By Book Review Correspondent Carly Neely
Recently, I was asked to help a friend’s son prepare for the SATs. One of the practice writing prompts asked for a discussion on the importance of determination and persistence in relation to success. If I had only read this book a little earlier I would have just assigned this book!
In the Sea There are Crocodiles is based on the true story of Enaiatollah (Enaiat) Akbari, translated by Fabio Geda from Italian. The tale follows Enaiat as a 10 year old in Afghanistan to a 15 year old in Italy, traveling on his own. Reading Enaiat’s first person account of his trials creates a feeling of sitting down for coffee with an acquaintance — but before you know it, you’re diving head first into the history of a most unbelievable life. He describes his saga casually despite the unrelenting challenges set before him.
Enaiat’s story begins in a small village in Afghanistan: happily living with his family, playing with friends, attending school, and its all set against an idyllic landscape. Those descriptions strongly reminded me of those in Khaled Hosseini’s The Kite Runner.
Enaiat is a Hazara, an ethnic group that suffers discrimination, most notably from the Taliban. Out of a desire to protect Enaiat from dangers in Afghanistan, his mother abandons him in Pakistan, making him promise to never steal, cheat, take drugs, or use weapons. However, these instructions, while surely influential, don’t seem to be the driving force behind Enaiat’s decency. He maintains a basic standard of treating everyone as equal human beings. He has the ability to reserve judgment and allow for people to make mistakes. In one amusing interaction, Enaiat attempts multiple times to ask a man when their train reached “Rome.” The Italian man cannot understand Enaiat and believes he is saying “rum” over and over again. The Italian explodes saying that he doesn’t have any rum and instead buys Enaiat a coke. Enaiat is bewildered by this man yelling at him and then buying him a soda, but he never once mentions being upset with the man for his outburst or frustration with Enaiat’s benign inquiries. In fact, the man eventually understands and helps Enaiatollah, which may never have happened if the incident had escalated.

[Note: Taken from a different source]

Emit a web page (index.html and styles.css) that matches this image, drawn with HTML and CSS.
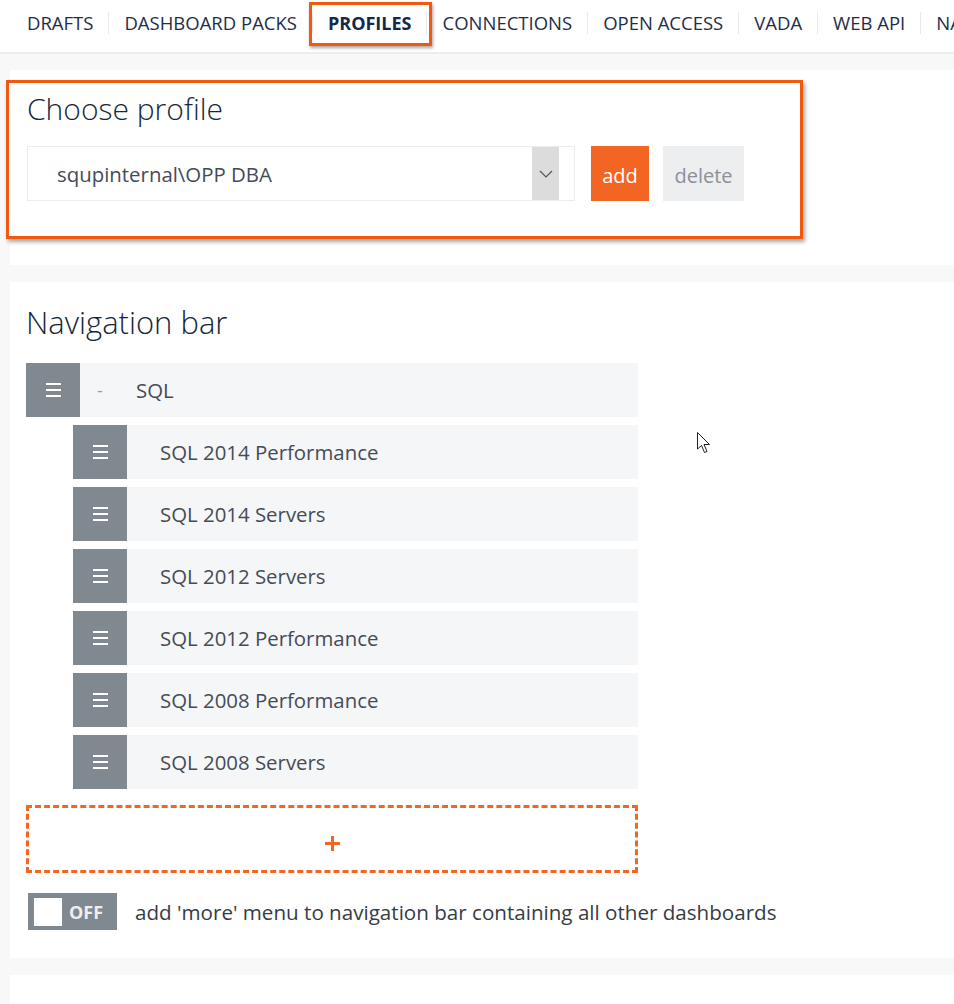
FILE: index.html
```html
<!DOCTYPE html>
<html>
<head>
<meta charset="utf-8">
<link rel="stylesheet" href="styles.css">
</head>
<body>
<nav class="topnav">
  <ul class="tabs">
    <li class="tab">DRAFTS</li>
    <li class="tab">DASHBOARD PACKS</li>
    <li class="tab active">PROFILES</li>
    <li class="tab">CONNECTIONS</li>
    <li class="tab">OPEN ACCESS</li>
    <li class="tab">VADA</li>
    <li class="tab">WEB API</li>
    <li class="tab">NAVIGATION</li>
  </ul>
</nav>
<main class="content">
  <section class="panel panel-profile">
    <div class="annot">
      <h2 class="heading">Choose profile</h2>
      <div class="profile-row">
        <div class="select">
          <span class="select-text">squpinternal\OPP DBA</span>
          <span class="select-arrow">
            <svg width="14" height="8" viewBox="0 0 14 8"><path d="M1 1 L7 7 L13 1" fill="none" stroke="#555" stroke-width="1.2"/></svg>
          </span>
        </div>
        <button class="btn btn-add">add</button>
        <button class="btn btn-delete">delete</button>
      </div>
    </div>
  </section>
  <section class="panel panel-nav">
    <h2 class="heading heading-nav">Navigation bar</h2>
    <div class="nav-list">
      <div class="nav-item">
        <span class="handle"><svg width="15" height="14" viewBox="0 0 15 14"><rect x="0" y="0" width="15" height="2" fill="#fff"/><rect x="0" y="6" width="15" height="2" fill="#fff"/><rect x="0" y="12" width="15" height="2" fill="#fff"/></svg></span>
        <span class="collapse">-</span>
        <span class="item-label">SQL</span>
      </div>
      <div class="nav-item child">
        <span class="handle"><svg width="15" height="14" viewBox="0 0 15 14"><rect x="0" y="0" width="15" height="2" fill="#fff"/><rect x="0" y="6" width="15" height="2" fill="#fff"/><rect x="0" y="12" width="15" height="2" fill="#fff"/></svg></span>
        <span class="item-label">SQL 2014 Performance</span>
      </div>
      <div class="nav-item child">
        <span class="handle"><svg width="15" height="14" viewBox="0 0 15 14"><rect x="0" y="0" width="15" height="2" fill="#fff"/><rect x="0" y="6" width="15" height="2" fill="#fff"/><rect x="0" y="12" width="15" height="2" fill="#fff"/></svg></span>
        <span class="item-label">SQL 2014 Servers</span>
      </div>
      <div class="nav-item child">
        <span class="handle"><svg width="15" height="14" viewBox="0 0 15 14"><rect x="0" y="0" width="15" height="2" fill="#fff"/><rect x="0" y="6" width="15" height="2" fill="#fff"/><rect x="0" y="12" width="15" height="2" fill="#fff"/></svg></span>
        <span class="item-label">SQL 2012 Servers</span>
      </div>
      <div class="nav-item child">
        <span class="handle"><svg width="15" height="14" viewBox="0 0 15 14"><rect x="0" y="0" width="15" height="2" fill="#fff"/><rect x="0" y="6" width="15" height="2" fill="#fff"/><rect x="0" y="12" width="15" height="2" fill="#fff"/></svg></span>
        <span class="item-label">SQL 2012 Performance</span>
      </div>
      <div class="nav-item child">
        <span class="handle"><svg width="15" height="14" viewBox="0 0 15 14"><rect x="0" y="0" width="15" height="2" fill="#fff"/><rect x="0" y="6" width="15" height="2" fill="#fff"/><rect x="0" y="12" width="15" height="2" fill="#fff"/></svg></span>
        <span class="item-label">SQL 2008 Performance</span>
      </div>
      <div class="nav-item child">
        <span class="handle"><svg width="15" height="14" viewBox="0 0 15 14"><rect x="0" y="0" width="15" height="2" fill="#fff"/><rect x="0" y="6" width="15" height="2" fill="#fff"/><rect x="0" y="12" width="15" height="2" fill="#fff"/></svg></span>
        <span class="item-label">SQL 2008 Servers</span>
      </div>
    </div>
    <div class="add-item"><svg width="15" height="15" viewBox="0 0 15 15"><rect x="6" y="0" width="3" height="15" fill="#f26522"/><rect x="0" y="6" width="15" height="3" fill="#f26522"/></svg></div>
    <div class="toggle-row">
      <span class="toggle"><span class="knob"></span><span class="toggle-text">OFF</span></span>
      <span class="toggle-label">add 'more' menu to navigation bar containing all other dashboards</span>
    </div>
  </section>
  <section class="panel panel-empty"></section>
</main>
<svg class="cursor" width="14" height="24" viewBox="0 0 14 24"><path d="M0.5 0.5 L0.5 17 L4.5 13.5 L7.5 20.5 L10 19.5 L7 12.5 L12.5 12.5 Z" fill="#fff" stroke="#222" stroke-width="1"/></svg>
</body>
</html>
```

FILE: styles.css
```css
html, body {
  margin: 0;
  padding: 0;
}
body {
  background: #f8f8f8;
  font-family: "Open Sans", "Noto Sans", sans-serif;
  color: #3f4650;
  width: 954px;
  height: 1004px;
  overflow: hidden;
  position: relative;
}
.topnav {
  background: #fff;
  height: 52px;
  border-bottom: 2px solid #ececec;
  box-sizing: content-box;
  overflow: hidden;
}
.tabs {
  list-style: none;
  margin: 0;
  padding: 12px 0 0 12px;
  display: flex;
  white-space: nowrap;
}
.tab {
  font-size: 18.5px;
  line-height: 22px;
  padding: 0 15px;
  color: #1d2d4a;
  border-left: 1px solid #e6e9ee;
}
.tab:first-child {
  border-left: none;
}
.tab.active {
  font-size: 18px;
  font-weight: 700;
  position: relative;
  color: #13284a;
}
.tab.active::after {
  content: "";
  position: absolute;
  left: -4px;
  right: -6px;
  top: -10px;
  bottom: -12px;
  border: 3px solid #f15a0e;
  box-shadow: 1px 2px 3px rgba(0,0,0,0.35);
}
.content {
  padding-top: 16px;
  padding-left: 10px;
  display: flex;
  flex-direction: column;
  gap: 17px;
}
.panel {
  background: #fff;
}
.panel-profile {
  padding: 10px 0 26px 0;
}
.annot {
  margin-left: -4px;
  width: 797px;
  box-sizing: border-box;
  border: 3px solid #f15a0e;
  box-shadow: 2px 3px 4px rgba(0,0,0,0.35);
  padding: 4px 0 35px 18px;
}
.heading {
  margin: 0;
  font-size: 30px;
  line-height: 44px;
  font-weight: 300;
  color: #17263a;
}
.heading-nav {
  font-size: 31px;
}
.profile-row {
  margin-top: 15px;
  display: flex;
  align-items: flex-start;
}
.select {
  width: 548px;
  height: 55px;
  box-sizing: border-box;
  border: 1px solid #ececec;
  display: flex;
  align-items: stretch;
  background: #fff;
}
.select-text {
  flex: 1;
  padding-left: 29px;
  font-size: 20.4px;
  line-height: 55px;
  color: #444b55;
}
.select-arrow {
  width: 27px;
  background: #dcdcdc;
  margin-right: 15px;
  display: flex;
  align-items: center;
  justify-content: center;
}
.btn {
  border: none;
  height: 55px;
  font-family: inherit;
  font-size: 20px;
  padding: 4px 0 0 0;
  margin: 0;
  line-height: 51px;
}
.btn-add {
  margin-left: 16px;
  width: 58px;
  background: #f26522;
  color: #fff;
}
.btn-delete {
  margin-left: 14px;
  width: 81px;
  background: #eceef0;
  color: #8a9199;
}
.panel-nav {
  padding: 18px 0 28px 16px;
}
.nav-list {
  margin-top: 19px;
  display: flex;
  flex-direction: column;
  gap: 8px;
}
.nav-item {
  width: 612px;
  height: 54px;
  background: #f5f6f8;
  display: flex;
  align-items: center;
}
.nav-item.child {
  margin-left: 47px;
  width: 565px;
}
.handle {
  width: 54px;
  height: 54px;
  background: #808890;
  display: flex;
  align-items: center;
  justify-content: center;
  flex: none;
}
.collapse {
  margin-left: 17px;
  width: 39px;
  font-size: 18px;
  color: #9a9ea4;
}
.item-label {
  font-size: 20.4px;
  line-height: 56px;
  color: #454c56;
}
.child .item-label {
  margin-left: 33px;
}
.add-item {
  margin-top: 16px;
  width: 612px;
  height: 68px;
  box-sizing: border-box;
  border: 3px dashed #f26522;
  display: flex;
  align-items: center;
  justify-content: center;
  padding-top: 9px;
}
.toggle-row {
  margin-top: 20px;
  margin-left: 2px;
  display: flex;
  align-items: center;
}
.toggle {
  width: 89px;
  height: 37px;
  background: #808890;
  display: flex;
  align-items: center;
}
.knob {
  width: 28px;
  height: 28px;
  background: #fff;
  margin-left: 6px;
}
.toggle-text {
  margin-left: 7px;
  color: #eeeeee;
  font-weight: 700;
  font-size: 18px;
}
.toggle-label {
  margin-left: 18px;
  font-size: 20.6px;
  color: #353c46;
}
.panel-empty {
  height: 60px;
}
.cursor {
  position: absolute;
  left: 697px;
  top: 432px;
}
```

Light-hearted moments involving misunderstandings are few and far between in this story. But don’t be frightened off if you are not a fan of heavy subject matter. A very unique feature of Enaiat’s story is his reluctance to embellish or give any superfluous description of the events. Geda reminds the reader of his presence as translator by inserting questions he asks Enaiat throughout the retelling. One of these questions probed Enaiat for details about the people that helped him, information on what kind of people they might have been. Enaiat responds with: “The facts are important. The story is important. It’s what happens to you that changes your life, not where or who with.” It’s this approach that leads to a story that is touching but without sentimentality. Enaiat’s story is very clear and straightforward, without any sort of psychological analysis of the reasons why things played out the way they did. While that may sound a little dry, it isn’t without great feeling — it just leaves you feeling hopeful instead of emotionally wrought. Dark moments such as coming across a seated group of travelers on a mountain pass who had frozen to death, are treated just as that: a haunting image that is introduced and then is passed without any wrenching of clothing or beating of chests. Without the sentimentality, the events are even starker and harder to digest as a reality that is still with us. Human trafficking, discrimination, and immigration rights are no less in the news now (or any better) than they were when this book was published three years ago.
Traveling from Afghanistan to Italy involved extended stays in Pakistan, Iran and Turkey, each with new lessons. While Enaiat learned how to survive and the importance of finding work, another vital lesson was the importance of community. I was incredibly surprised at how connected these communities were despite great distances. Enaiat could name bridges and parks in Rome and London where he knew Afghans were gathered, places where he could find help. Imagine the strength of a community, risen from a great need, to create connections that crossed countries without the facilitation of cell phones or e-mail or snail mail.
One surprise was the lack of issue regarding the attack on the World Trade Center. Enaiat mentions seeing it on television and how coverage of the event had saturated the airwaves, but there is little to no mention of how that event impacted his travels or interactions. The only explicit mention of the news coverage of Taliban activities post-attack come at the end of the novel during his political asylum trial. I anticipated far more discrimination and harassment than he reported. After thinking about it, it’s possible the outright harassment was somewhat mitigated by his youth. The aggression towards transients and immigrants in communities may have disguised the specific racial discrimination as well. Enaiat also doesn’t seem to enjoy giving voice to his complaints, pulling focus away from the how or why and leaving us with the end results.
This book is highly recommended for readers for enjoyed Little Bee by Chris Cleave but wished for a book solely told by Little Bee. It’s very conversational and because it is told so simply, it is very concise. For such a quick read, it is a moving story about the capacity for kindness and inner strength. If you’re in need of help finding your own determination, the story of this remarkable 10-year-old boy will surely inspire you.